DIY vs. Buy: Can You Plasma-Cut Your Way to Cool?
Unless you own a CNC table, skip the garage experiment—jagged edges scream “shop class.” Instead, buy an unfinished piece and torch-patinate it yourself. Heat the steel to 350 °F, mist with a salt-vinegar solution, and watch ochre, plum and indigo bloom. Seal with beeswax for a matte, collector look. Total cost: under $80, and your brunch guests will swear you scored it in a Soho gallery.
Resale & Rotation: How to Future-Proof Your Purchase
Metal art is heavy, so buyers often prefer local pickup—list on Facebook Marketplace with the keyword “powder-coated” and you’ll recoup 60–70 % of retail. Want to rotate? Stick to modular sets (three 12-inch hexagons you can rearrange). When you move, they fit a narrow stairwell or a wide loft wall alike, keeping your investment flexible.
Quick-Fire Q&A: The Stuff Google Autocomplete Really Wants to Know
Q: Is metal wall art tacky?
A: Only when it’s flimsy, shiny and cliché (think “Live Laugh Love” cutouts). Go thick, matte and abstract.
Q: Does it make a room look smaller?
A: Dark, solid plates can—opt for open, filigree designs that let wall color breathe.

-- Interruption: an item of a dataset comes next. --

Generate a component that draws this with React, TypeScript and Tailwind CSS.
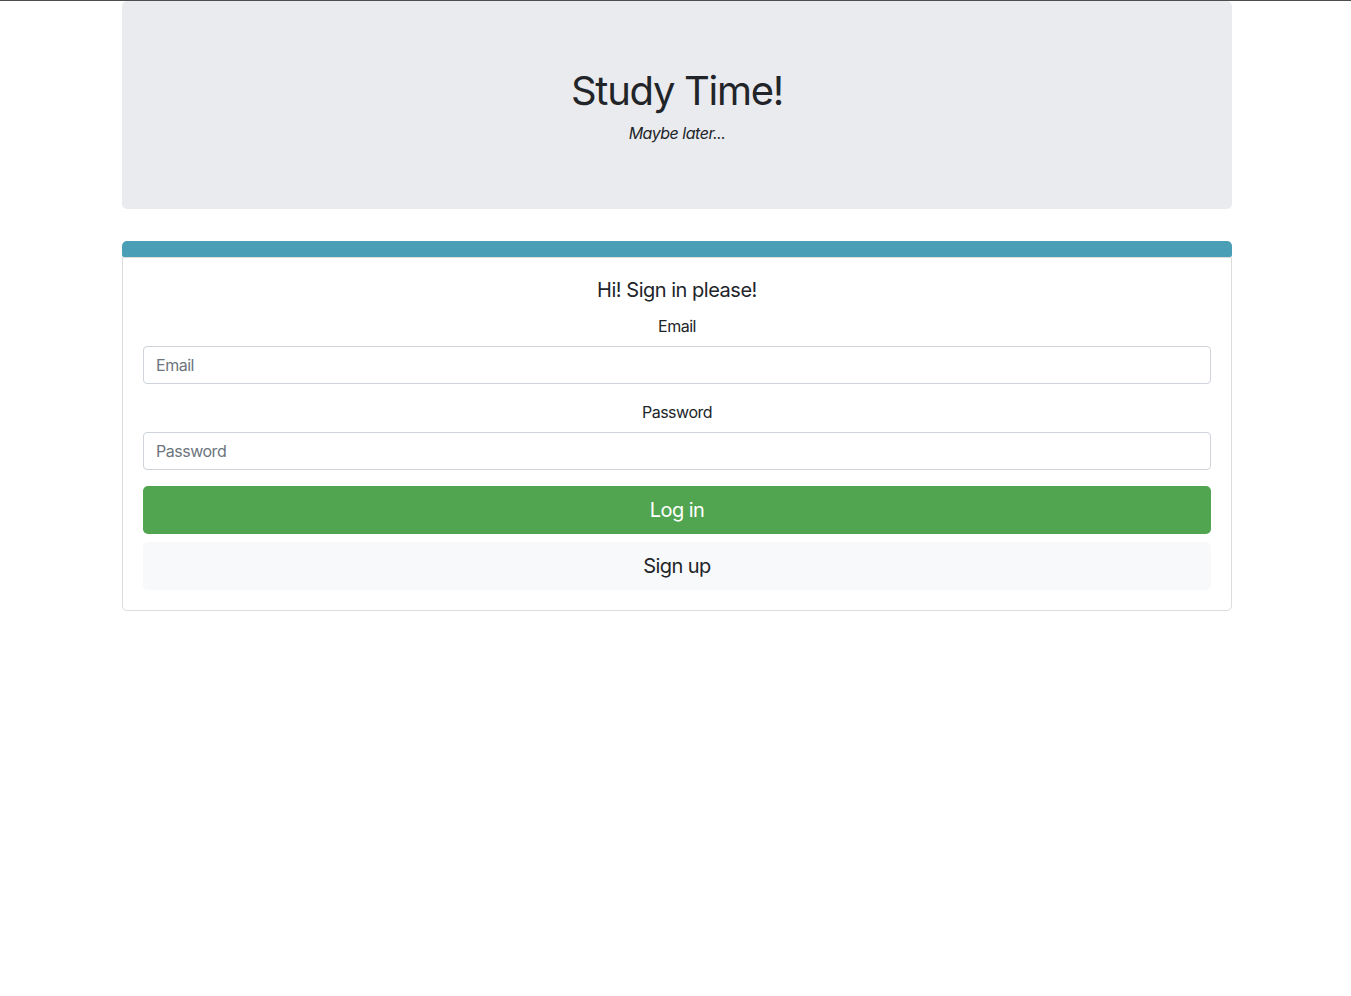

Q: Can I hang it on drywall without hitting a stud?
A: Yep, use Snaptoggle anchors rated 4× the piece’s weight. (I’ve got a 35-lb corten panel that hasn’t budged in three years.)
So, Is Metal Wall Art in Style or What?
If you’ve skimmed here for the TL;DR—metal wall art is emphatically in style for 2024, but only when it whispers, not screams. Choose subdued finishes, generous scale and contextual material pairings, and you’ll land on the right side of the trend curve rather than the dated one. Ready to pull the trigger? Measure twice, order once, and let that steel steal the show.